Elin O'Hara Slavick. (1998). Post colonial girl: paper doll. Glen Mills, PA: Paper Crane Press. pp. 2-3
UNC’s studio art faculty have some of the more complete files, and it was exciting for me to learn new things about their work. The artists’ book Post Colonial Girl Paper Doll, in elin o’Hara slavick’s file, features a host of colonial outfits that might be “appropriate” for “Priscilla” to wear to some of the darkest events in the history of advanced capitalism. The effect is powerful, poignant, and eerie. Slavick’s file also includes some wonderful volumes of writing and art produced in association with the University Program in Cultural Studies.

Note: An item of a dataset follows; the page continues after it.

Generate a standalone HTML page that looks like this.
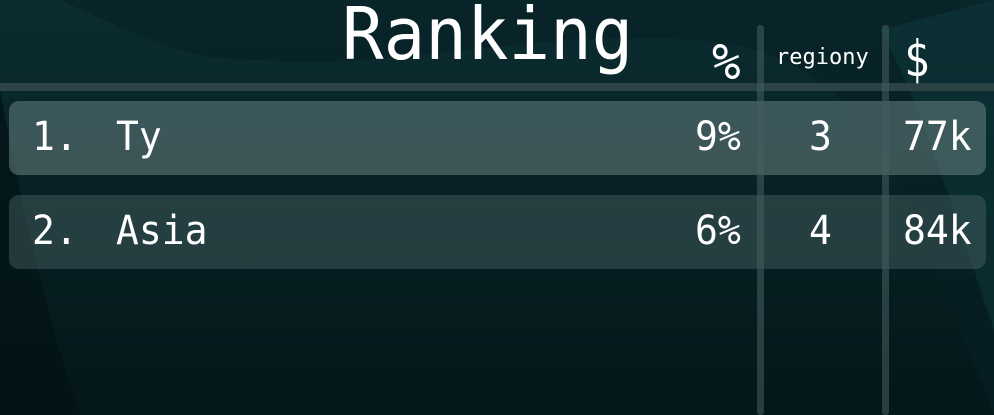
<!DOCTYPE html>
<html><head><style>
body{margin:0;width:994px;height:415px;overflow:hidden;background:linear-gradient(180deg,#0b2d30 0%,#072124 50%,#04171a 100%);font-family:"DejaVu Sans Mono","Liberation Mono",monospace;color:#fff;position:relative}
.a{position:absolute;white-space:pre}
.row{position:absolute;left:9px;width:977px;height:74px;border-radius:10px}
.v{position:absolute;top:25px;bottom:0;width:7px;background:rgba(70,95,97,.55);border-radius:3px}
.n{font-size:38px;transform:scaleY(1.05);transform-origin:left top}
</style></head><body>
<svg class="a" style="left:0;top:0" width="994" height="415">
<path d="M60 0 C150 40 180 60 260 60 C400 70 520 30 700 40 C820 50 880 120 930 250 L994 415 L994 0 Z" fill="#062024" opacity=".6"/>
<path d="M0 90 C20 200 50 330 80 415 L0 415 Z" fill="#031316" opacity=".7"/>
<path d="M880 30 C920 100 950 200 994 330 L994 0 Z" fill="#0e3a3c" opacity=".5"/>
</svg>
<div class="a" style="left:0;top:83px;width:994px;height:8px;background:#2b4345"></div>
<div class="row" style="top:101px;background:rgba(95,120,122,.6)"></div>
<div class="row" style="top:195px;background:rgba(75,100,102,.45)"></div>
<div class="v" style="left:757px"></div>
<div class="v" style="left:882px"></div>
<div class="a" style="left:342px;top:-8px;font-size:72px;transform:scaleX(.96);transform-origin:left top">Ranking</div>
<div class="a" style="left:712px;top:33px;font-size:50px;transform:scaleX(.95);transform-origin:left top">%</div>
<div class="a" style="left:776px;top:45px;font-size:22px">regiony</div>
<div class="a" style="left:904px;top:30px;font-size:50px;transform:scaleX(.85);transform-origin:left top">$</div>
<div class="a n" style="left:32px;top:113px">1.</div>
<div class="a n" style="left:116px;top:113px">Ty</div>
<div class="a n" style="left:32px;top:207px">2.</div>
<div class="a n" style="left:116px;top:207px">Asia</div>
<div class="a n" style="left:695px;top:113px">9%</div>
<div class="a n" style="left:695px;top:207px">6%</div>
<div class="a n" style="left:809px;top:113px">3</div>
<div class="a n" style="left:809px;top:207px">4</div>
<div class="a n" style="left:903px;top:113px">77k</div>
<div class="a n" style="left:903px;top:207px">84k</div>
</body></html>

Other North Carolina gems include catalogs from various museums and galleries in the state. “Affinity with Water and Fire: ceramics by Wenzhi Zhang and Wenying Xiong,” is a catalog from an exhibition hosted by St. John’s Museum of Art in Wilmington, in 2001. With text in Chinese and English, it not only includes beautiful color reproductions of Wenzhi Zhang’s work, but photographs of her working alongside students and mentors in the studio.
Whether you’re in the mood to browse, or are on the hunt for something quite specific, consider checking out the artists’ file. You might just find what you’re looking for – or something else entirely!